Kyle Bass has become a billionaire. That rich status isn’t something he came by accidentally, either; the man understands finances and economic growth/decline. But it almost seems as though his understanding of this cycle comes from a perspective which has a kind of amoral scope. Consider that Kyle Bass is closely tied with Cristina Fernandez de Kirchner. In Argentina, there have been two economic defaults in the space of merely thirteen years. De Kirchner was responsible for both of them. But does Kyle Bass criticize her financial policy? That he does not do. De Kirchner is despised as a socialist despot. How can a financier in America not criticize a socialist despot? Well, it turns out Bass is originally an Argentine and runs his hedge fund, Hayman Capital Management, out of Austin, Texas; a very leftist, socialist-leaning town. Is it possible Kyle Bass operates professionally from a socialist paradigm of economic theory?
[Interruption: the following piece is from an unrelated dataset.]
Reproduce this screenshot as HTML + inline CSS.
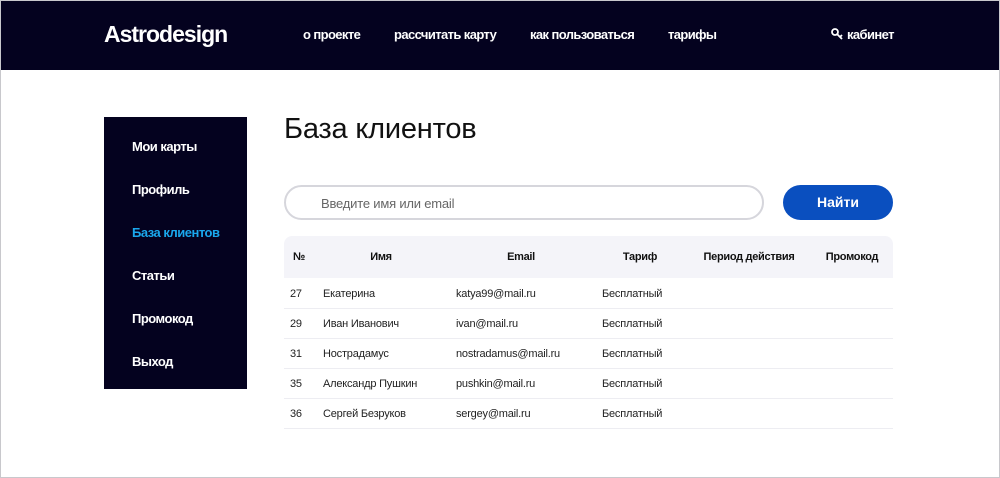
<!DOCTYPE html>
<html><head><meta charset="utf-8"><style>
*{margin:0;padding:0;box-sizing:border-box}
body{width:1000px;height:478px;background:#fff;font-family:"Liberation Sans",Arial,sans-serif;position:relative;overflow:hidden}
.frame{position:absolute;left:0;top:0;width:1000px;height:478px;border:1px solid #c8c8cc;pointer-events:none;z-index:5}
.hdr{position:absolute;left:0;top:0;width:1000px;height:70px;background:#04021f;color:#fff}
.logo{position:absolute;left:104px;top:21px;font-size:23px;font-weight:bold;letter-spacing:-1px}
.nav{position:absolute;top:27px;font-size:13px;font-weight:bold;letter-spacing:-0.6px}
.side{position:absolute;left:104px;top:117px;width:143px;height:272px;background:#04021f}
.side div{position:absolute;left:28px;color:#fff;font-size:13px;font-weight:bold;letter-spacing:-0.5px}
h1{position:absolute;left:284px;top:113px;font-size:29px;font-weight:normal;color:#111;letter-spacing:-0.2px}
.inp{position:absolute;left:284px;top:185px;width:480px;height:35px;border:2px solid #d6d6dc;border-radius:18px;font-size:13px;color:#666;padding:9px 0 0 35px;letter-spacing:-0.2px}
.btn{position:absolute;left:783px;top:185px;width:110px;height:35px;background:#0a4fbf;border-radius:18px;color:#fff;font-weight:bold;font-size:14px;text-align:center;line-height:35px}
.th{position:absolute;left:284px;top:236px;width:609px;height:42px;background:#f4f4f9;border-radius:8px 8px 0 0}
.th span{position:absolute;top:15px;font-size:11px;font-weight:bold;color:#111;transform:translateX(-50%);letter-spacing:-0.3px;white-space:nowrap}
.row{position:absolute;left:284px;width:609px;height:30px;border-bottom:1px solid #ededf2;font-size:11px;color:#222}
.row span{position:absolute;top:9px;letter-spacing:-0.2px}
</style></head><body>
<div class="frame"></div>
<div class="hdr">
<div class="logo">Astrodesign</div>
<div class="nav" style="left:303px">о проекте</div>
<div class="nav" style="left:394px">рассчитать карту</div>
<div class="nav" style="left:530px">как пользоваться</div>
<div class="nav" style="left:668px">тарифы</div>
<div class="nav" style="left:831px"><svg width="13" height="12" viewBox="0 0 13 12" style="vertical-align:-1px"><circle cx="4" cy="4" r="3" fill="none" stroke="#fff" stroke-width="1.8"/><path d="M6 6 L11 11 M9 9 L11 7" stroke="#fff" stroke-width="1.8" fill="none"/></svg> кабинет</div>
</div>
<div class="side">
<div style="top:22px">Мои карты</div>
<div style="top:65px">Профиль</div>
<div style="top:108px;color:#1aa7ec">База клиентов</div>
<div style="top:151px">Статьи</div>
<div style="top:194px">Промокод</div>
<div style="top:237px">Выход</div>
</div>
<h1>База клиентов</h1>
<div class="inp">Введите имя или email</div>
<div class="btn">Найти</div>
<div class="th">
<span style="left:15px">№</span><span style="left:97px">Имя</span><span style="left:237px">Email</span><span style="left:356px">Тариф</span><span style="left:465px">Период действия</span><span style="left:568px">Промокод</span>
</div>
<div class="row" style="top:279px"><span style="left:6px">27</span><span style="left:39px">Екатерина</span><span style="left:172px">katya99@mail.ru</span><span style="left:318px">Бесплатный</span></div>
<div class="row" style="top:309px"><span style="left:6px">29</span><span style="left:39px">Иван Иванович</span><span style="left:172px">ivan@mail.ru</span><span style="left:318px">Бесплатный</span></div>
<div class="row" style="top:339px"><span style="left:6px">31</span><span style="left:39px">Нострадамус</span><span style="left:172px">nostradamus@mail.ru</span><span style="left:318px">Бесплатный</span></div>
<div class="row" style="top:369px"><span style="left:6px">35</span><span style="left:39px">Александр Пушкин</span><span style="left:172px">pushkin@mail.ru</span><span style="left:318px">Бесплатный</span></div>
<div class="row" style="top:399px"><span style="left:6px">36</span><span style="left:39px">Сергей Безруков</span><span style="left:172px">sergey@mail.ru</span><span style="left:318px">Бесплатный</span></div>
</body></html>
Consider Bass’ recent remarks in an April interview to be featured by FOX. Bass said there was a forty to fifty percent chance America’s economy would see a decline by the end of 2016. The reason? China’s ever-expanding credit bubble and the prospect of its imminent collapse. Bass believes this collapse will happen in the next two to three years, but he’s not sure when. So why would he give a percentage chance which is less than binary to a national news outlet? It seems like socialist economic theory at play. Kyle Bass knows such talk may spook savvy investors who otherwise would have brought their funds to the Chinese economy into curtailing investiture until Bass’ supposed currency devaluation takes place. In effect, Bass is forcing China closer to the edge of economic implosion by keeping necessary maintaining assets from being sent in as reinforcement.
Bass himself has admitted that when the Chinese economy is forced into a currency devaluation, the result will likely take 20% right out of the US economy. Though his billion is tied up in a bet that the US Dollar will supersede Chinese currency, this will be at the expense of America’s economy. Thankfully it’s August, 2016, and as yet the credit bubble has not imploded.